WRITTEN TASK: Locate the word "styles" in the material, then show every line that holds it.

··· RAW DATA

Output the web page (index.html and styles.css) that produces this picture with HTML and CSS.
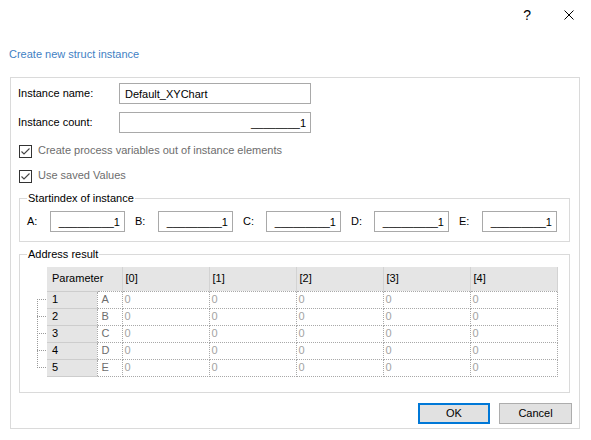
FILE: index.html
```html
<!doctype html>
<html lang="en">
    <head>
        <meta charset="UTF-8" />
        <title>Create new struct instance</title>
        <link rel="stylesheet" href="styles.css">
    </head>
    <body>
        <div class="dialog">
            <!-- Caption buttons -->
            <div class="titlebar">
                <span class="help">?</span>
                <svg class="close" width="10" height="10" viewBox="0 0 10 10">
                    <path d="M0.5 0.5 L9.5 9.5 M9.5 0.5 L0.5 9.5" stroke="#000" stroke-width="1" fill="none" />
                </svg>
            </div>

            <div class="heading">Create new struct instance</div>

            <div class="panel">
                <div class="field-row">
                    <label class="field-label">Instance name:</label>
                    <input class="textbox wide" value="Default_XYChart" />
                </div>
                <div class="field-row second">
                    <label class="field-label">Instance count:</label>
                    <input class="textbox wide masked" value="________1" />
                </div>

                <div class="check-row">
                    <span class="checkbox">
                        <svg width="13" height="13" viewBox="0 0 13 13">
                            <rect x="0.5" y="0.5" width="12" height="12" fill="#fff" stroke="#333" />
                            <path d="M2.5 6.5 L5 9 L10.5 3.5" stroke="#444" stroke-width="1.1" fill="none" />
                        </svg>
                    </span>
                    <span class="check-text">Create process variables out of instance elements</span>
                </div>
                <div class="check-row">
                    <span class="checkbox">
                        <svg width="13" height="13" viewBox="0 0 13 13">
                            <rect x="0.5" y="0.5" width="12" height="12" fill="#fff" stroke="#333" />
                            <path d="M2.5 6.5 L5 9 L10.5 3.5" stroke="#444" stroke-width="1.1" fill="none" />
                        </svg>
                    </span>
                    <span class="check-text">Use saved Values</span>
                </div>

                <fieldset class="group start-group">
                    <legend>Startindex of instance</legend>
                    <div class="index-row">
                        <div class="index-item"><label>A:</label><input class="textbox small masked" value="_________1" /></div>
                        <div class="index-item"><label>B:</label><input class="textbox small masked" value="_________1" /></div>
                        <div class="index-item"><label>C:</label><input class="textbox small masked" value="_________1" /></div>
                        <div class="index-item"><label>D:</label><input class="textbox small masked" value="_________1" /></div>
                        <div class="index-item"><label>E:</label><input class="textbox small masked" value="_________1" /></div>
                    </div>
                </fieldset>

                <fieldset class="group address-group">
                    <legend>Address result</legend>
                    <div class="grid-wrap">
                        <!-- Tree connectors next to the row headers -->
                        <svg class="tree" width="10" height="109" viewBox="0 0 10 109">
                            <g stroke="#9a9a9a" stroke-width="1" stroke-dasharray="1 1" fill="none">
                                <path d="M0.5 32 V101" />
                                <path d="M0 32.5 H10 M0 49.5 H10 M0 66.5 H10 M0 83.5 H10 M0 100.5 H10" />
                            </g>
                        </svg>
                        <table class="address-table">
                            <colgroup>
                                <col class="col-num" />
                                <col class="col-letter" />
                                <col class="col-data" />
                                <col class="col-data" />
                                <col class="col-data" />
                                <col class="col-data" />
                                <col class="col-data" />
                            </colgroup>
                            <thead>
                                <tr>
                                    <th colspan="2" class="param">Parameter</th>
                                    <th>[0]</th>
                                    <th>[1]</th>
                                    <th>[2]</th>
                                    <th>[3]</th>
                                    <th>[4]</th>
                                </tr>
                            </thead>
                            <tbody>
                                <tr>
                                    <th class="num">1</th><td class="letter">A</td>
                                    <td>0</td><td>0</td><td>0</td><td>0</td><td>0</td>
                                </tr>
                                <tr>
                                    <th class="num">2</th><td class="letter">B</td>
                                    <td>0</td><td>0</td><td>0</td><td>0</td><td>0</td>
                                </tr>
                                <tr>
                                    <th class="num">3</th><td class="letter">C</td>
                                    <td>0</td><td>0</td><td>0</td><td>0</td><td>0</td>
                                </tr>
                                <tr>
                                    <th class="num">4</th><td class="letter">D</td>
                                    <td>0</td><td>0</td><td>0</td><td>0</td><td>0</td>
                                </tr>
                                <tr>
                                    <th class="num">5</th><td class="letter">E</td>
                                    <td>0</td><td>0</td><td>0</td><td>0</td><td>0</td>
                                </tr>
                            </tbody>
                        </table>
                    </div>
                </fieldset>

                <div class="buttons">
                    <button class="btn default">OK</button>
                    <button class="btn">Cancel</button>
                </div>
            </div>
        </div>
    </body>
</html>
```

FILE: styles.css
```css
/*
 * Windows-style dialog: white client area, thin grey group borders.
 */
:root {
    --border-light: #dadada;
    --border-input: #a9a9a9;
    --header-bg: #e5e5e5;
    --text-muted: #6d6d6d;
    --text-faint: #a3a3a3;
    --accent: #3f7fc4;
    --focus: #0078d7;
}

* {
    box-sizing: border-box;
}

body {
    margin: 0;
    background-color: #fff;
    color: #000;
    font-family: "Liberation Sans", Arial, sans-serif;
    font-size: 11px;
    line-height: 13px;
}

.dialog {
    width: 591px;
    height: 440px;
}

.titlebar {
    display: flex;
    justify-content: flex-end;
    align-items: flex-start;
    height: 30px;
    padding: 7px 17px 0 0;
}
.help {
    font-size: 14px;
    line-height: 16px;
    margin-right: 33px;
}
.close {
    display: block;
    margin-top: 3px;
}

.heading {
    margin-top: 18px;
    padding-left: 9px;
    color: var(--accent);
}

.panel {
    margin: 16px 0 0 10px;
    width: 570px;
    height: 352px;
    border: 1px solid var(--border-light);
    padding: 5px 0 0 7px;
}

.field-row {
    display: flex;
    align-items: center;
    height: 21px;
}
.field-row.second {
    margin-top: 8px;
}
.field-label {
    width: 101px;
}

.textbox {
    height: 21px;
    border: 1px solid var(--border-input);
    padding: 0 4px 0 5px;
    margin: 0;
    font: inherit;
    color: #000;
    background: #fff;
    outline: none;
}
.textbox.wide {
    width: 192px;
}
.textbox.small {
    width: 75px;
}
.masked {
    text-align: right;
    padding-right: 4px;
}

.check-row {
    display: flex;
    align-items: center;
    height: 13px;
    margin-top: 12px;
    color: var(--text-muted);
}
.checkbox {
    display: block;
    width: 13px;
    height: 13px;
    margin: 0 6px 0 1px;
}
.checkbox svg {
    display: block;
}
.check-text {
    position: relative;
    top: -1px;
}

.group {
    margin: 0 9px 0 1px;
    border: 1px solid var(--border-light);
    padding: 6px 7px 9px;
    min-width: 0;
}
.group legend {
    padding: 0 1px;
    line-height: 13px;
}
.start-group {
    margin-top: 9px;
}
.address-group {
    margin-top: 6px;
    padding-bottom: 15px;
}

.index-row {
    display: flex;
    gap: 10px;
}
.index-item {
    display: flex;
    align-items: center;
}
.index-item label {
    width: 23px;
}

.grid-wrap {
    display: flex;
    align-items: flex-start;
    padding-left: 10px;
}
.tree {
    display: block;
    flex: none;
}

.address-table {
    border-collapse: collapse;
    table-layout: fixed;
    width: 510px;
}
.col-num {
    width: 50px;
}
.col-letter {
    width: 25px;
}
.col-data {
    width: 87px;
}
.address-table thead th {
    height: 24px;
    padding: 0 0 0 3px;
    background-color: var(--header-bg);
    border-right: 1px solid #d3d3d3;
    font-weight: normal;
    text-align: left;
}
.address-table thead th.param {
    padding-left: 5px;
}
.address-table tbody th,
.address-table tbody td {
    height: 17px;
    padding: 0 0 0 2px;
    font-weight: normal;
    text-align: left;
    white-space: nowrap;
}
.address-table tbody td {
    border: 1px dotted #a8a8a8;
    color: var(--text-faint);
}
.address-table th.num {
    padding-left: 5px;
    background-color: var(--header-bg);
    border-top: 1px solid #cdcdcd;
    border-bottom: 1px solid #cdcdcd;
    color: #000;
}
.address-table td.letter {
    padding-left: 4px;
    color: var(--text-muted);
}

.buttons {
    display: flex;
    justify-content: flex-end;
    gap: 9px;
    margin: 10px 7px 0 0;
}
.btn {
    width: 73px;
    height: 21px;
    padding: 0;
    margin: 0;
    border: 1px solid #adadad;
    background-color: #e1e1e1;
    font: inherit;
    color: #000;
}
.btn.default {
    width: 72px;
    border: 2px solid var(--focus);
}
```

······

FULL SOLUTION:
Output the web page (index.html and styles.css) that produces this picture with HTML and CSS.
        <link rel="stylesheet" href="styles.css">
FILE: styles.css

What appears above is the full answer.